Everything I know about gumbo I learned from John Besh in his book, My New Orleans. I hesitate to call it a cookbook even though it’s packed with recipes. It reads like an autobiography with pages upon pages recounting the cultural traditions he was born and bred on and to this day gives the utmost respect to.
If you like reading cookbooks like novels the way I do than I highly recommend this book. It will transport you right smack into the middle of New Orleans culture past and present. It’s well written with stunning photography and mouth-watering recipes. I’m completely entranced and can’t say enough good things about it. Every time I pick it up I discover something new I’ve forgotten I read even though I’ve pored over it from cover to cover many times.
I love when that happens.
Gumbo is a slow-cooked, spicy, meat and okra stew. What sets it apart from other stews is the roux; a mixture of fat and flour that is cooked to a dark golden brown to make up the base of the stew. You can use any kind of fat: chicken, duck, lard or canola oil. But don’t worry – you won’t necessarily be ingesting all of that fat because as it cooks you can skim it off as it rises and settles on top.

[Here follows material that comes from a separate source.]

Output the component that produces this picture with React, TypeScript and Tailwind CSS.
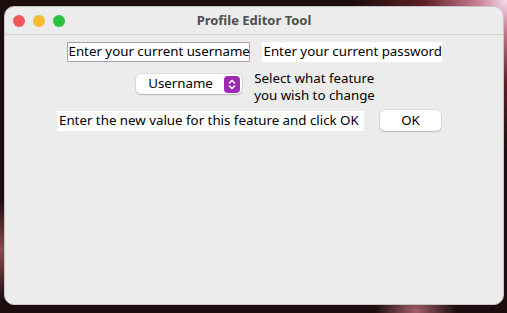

Okra is a distinct and necessary ingredient to gumbo. My family would never eat it if I added okra right into the stew so I had to compromise. My own personal twist was to deep-fry the okra and use it for a garnish. Kind of like croutons.

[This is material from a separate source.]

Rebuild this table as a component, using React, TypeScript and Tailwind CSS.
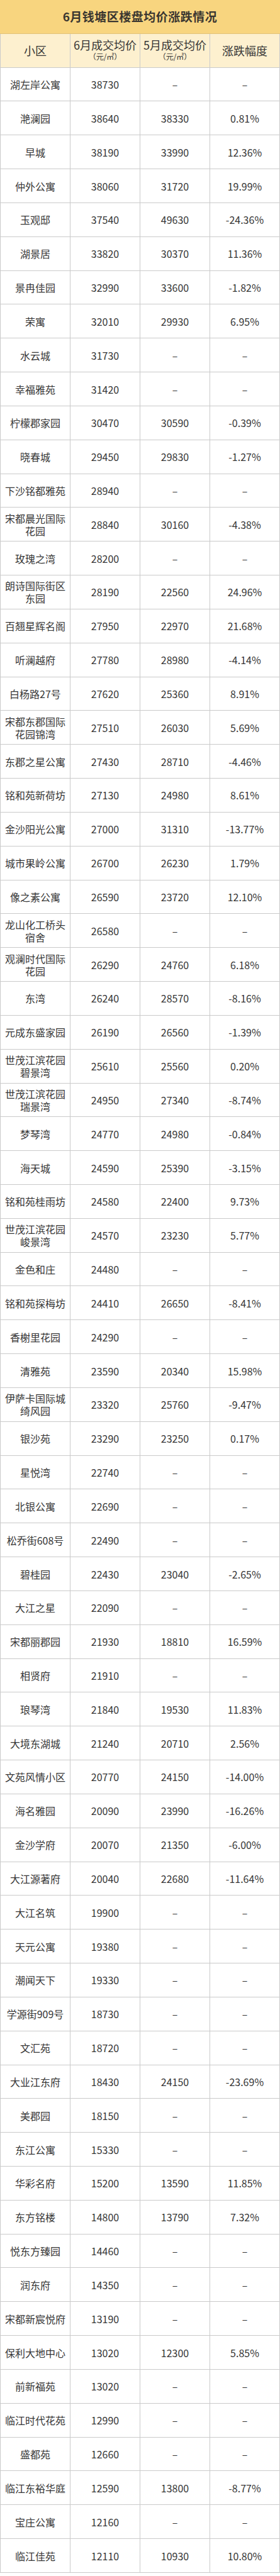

The one crucial ingredient I was missing out on was the file powder. Made from sassafras leaves it helps thicken the stew and adds a unique spiciness that is hard to replicate.
The roux makes this incredibly smooth broth that is unlike anything I’ve ever tasted. It’s rich, full-bodied and feels like silk on your tongue.
Served over rice with fork-tender chicken and meaty hunks of spicy, smoky sausage and a crusty baguette for sopping up the juices, this makes one of the most hearty and satisfying meals I know of. I see many different versions of it in my future…and yours!